> [Required work]
Copy everything in the listing below word for word, apart from any images.

> [Supplied information]
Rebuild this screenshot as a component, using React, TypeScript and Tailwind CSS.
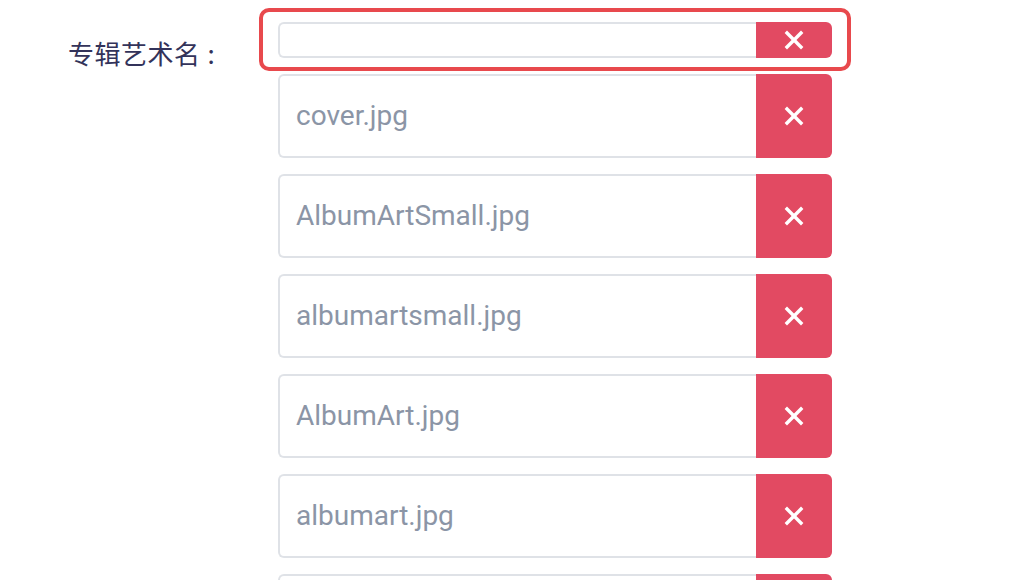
import { X } from "lucide-react";

const FILES = [
  "cover.jpg",
  "AlbumArtSmall.jpg",
  "albumartsmall.jpg",
  "AlbumArt.jpg",
  "albumart.jpg",
  "folder.jpg",
];

const RemoveButton = () => (
  <button
    type="button"
    className="w-[76px] shrink-0 flex items-center justify-center bg-[#e24a62] rounded-r-md text-white"
  >
    <X size={28} strokeWidth={2.9} strokeLinecap="square" />
  </button>
);

export default function App() {
  return (
    <div
      className="w-[1012px] h-[580px] overflow-hidden bg-white flex items-start"
      style={{ fontFamily: "Roboto, 'Noto Sans CJK SC', sans-serif" }}
    >
      <div className="w-[278px] shrink-0 pl-[68px] pt-[33px]">
        <span
          className="text-[26px] text-[#33335a] tracking-[0.5px]"
          style={{ fontFamily: "'Noto Sans CJK SC', sans-serif" }}
        >
          专辑艺术名<span className="ml-[7px]">:</span>
        </span>
      </div>

      <div className="w-[554px] flex flex-col gap-4 pt-[22px]">
        {/* empty input, highlighted */}
        <div className="relative flex h-9 shrink-0">
          <input
            className="flex-1 min-w-0 border-2 border-r-0 border-[#dfe2e7] rounded-l-md outline-none"
            defaultValue=""
          />
          <RemoveButton />
          <div className="absolute -left-[19px] -right-[19px] -top-[14px] -bottom-[13px] border-4 border-[#e8494d] rounded-[10px] pointer-events-none" />
        </div>

        {FILES.map((f) => (
          <div key={f} className="flex h-[84px] shrink-0">
            <div className="flex-1 flex items-center pl-[16px] border-2 border-r-0 border-[#dfe2e7] rounded-l-md text-[28px] text-[#8b95a6]">
              {f}
            </div>
            <RemoveButton />
          </div>
        ))}
      </div>
    </div>
  );
}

> [Output for this task]
Rebuild this screenshot as a component, using React, TypeScript and Tailwind CSS.
import { X } from "lucide-react";

const FILES = [
  "cover.jpg",
  "AlbumArtSmall.jpg",
  "albumartsmall.jpg",
  "AlbumArt.jpg",
  "albumart.jpg",
  "folder.jpg",
];

const RemoveButton = () => (
  <button
    type="button"
    className="w-[76px] shrink-0 flex items-center justify-center bg-[#e24a62] rounded-r-md text-white"
  >
    <X size={28} strokeWidth={2.9} strokeLinecap="square" />
  </button>
);

export default function App() {
  return (
    <div
      className="w-[1012px] h-[580px] overflow-hidden bg-white flex items-start"
      style={{ fontFamily: "Roboto, 'Noto Sans CJK SC', sans-serif" }}
    >
      <div className="w-[278px] shrink-0 pl-[68px] pt-[33px]">
        <span
          className="text-[26px] text-[#33335a] tracking-[0.5px]"
          style={{ fontFamily: "'Noto Sans CJK SC', sans-serif" }}
        >
          专辑艺术名<span className="ml-[7px]">:</span>
        </span>
      </div>

      <div className="w-[554px] flex flex-col gap-4 pt-[22px]">
        {/* empty input, highlighted */}
        <div className="relative flex h-9 shrink-0">
          <input
            className="flex-1 min-w-0 border-2 border-r-0 border-[#dfe2e7] rounded-l-md outline-none"
            defaultValue=""
          />
          <RemoveButton />
          <div className="absolute -left-[19px] -right-[19px] -top-[14px] -bottom-[13px] border-4 border-[#e8494d] rounded-[10px] pointer-events-none" />
        </div>

        {FILES.map((f) => (
          <div key={f} className="flex h-[84px] shrink-0">
            <div className="flex-1 flex items-center pl-[16px] border-2 border-r-0 border-[#dfe2e7] rounded-l-md text-[28px] text-[#8b95a6]">
              {f}
            </div>
            <RemoveButton />
          </div>
        ))}
      </div>
    </div>
  );
}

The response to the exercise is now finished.